Right of Reply: Response to article on closure of bank accounts
Ismail Momoniat, Technical Advisor to the National Treasury. (Photo by Gallo Images/Financial Mail/Robert Tshabalala)

In response to Tim Cohen’s article on the Financial Sector Conduct Authority (FSCA) Commissioner Unathi Kamlana's request that bank's consider clients rights when terminating client relationships, National Treasury Technical Advisor Ismail Momoniat argues Cohen interpreted the speech incorrectly.

Tim Cohen’s article reflects a high degree of confusion on the role of a market conduct regulator like the Financial Sector Conduct Authority (FSCA) and interprets the speech of Commissioner Unathi Kamlana completely wrong. He also does so because he seems to be making a few assumptions that Kamlana did not even refer to in his speech.

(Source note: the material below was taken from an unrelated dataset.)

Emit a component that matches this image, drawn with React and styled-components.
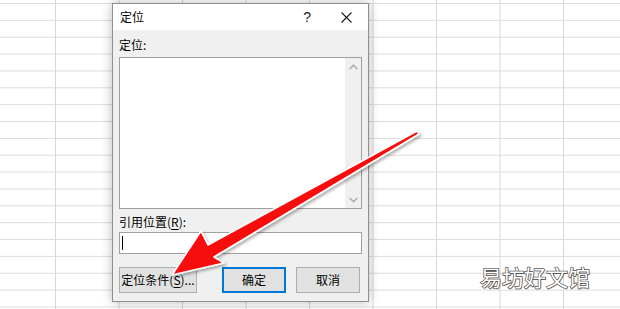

It is precisely because the FSCA acts to “passionately protecting the rights of people who are not politically connected businesspeople” that its Commissioner is rightly raising the issue of protecting such customers from any arbitrary actions from any bank(or any other financial institution) to close their accounts, and simply do so without any due process by simply stating it is “for reputational reasons”. Indeed, Kamlana would not be doing his job if he were to stay silent when any bank closes any account without any notice and proper due process. Kamlana studiously avoided mentioning any specific bank-client case, but was talking generally, so it is not clear why Cohen jumps to any conclusions about Kamlana trying to protect any specific customer or “billionaire”.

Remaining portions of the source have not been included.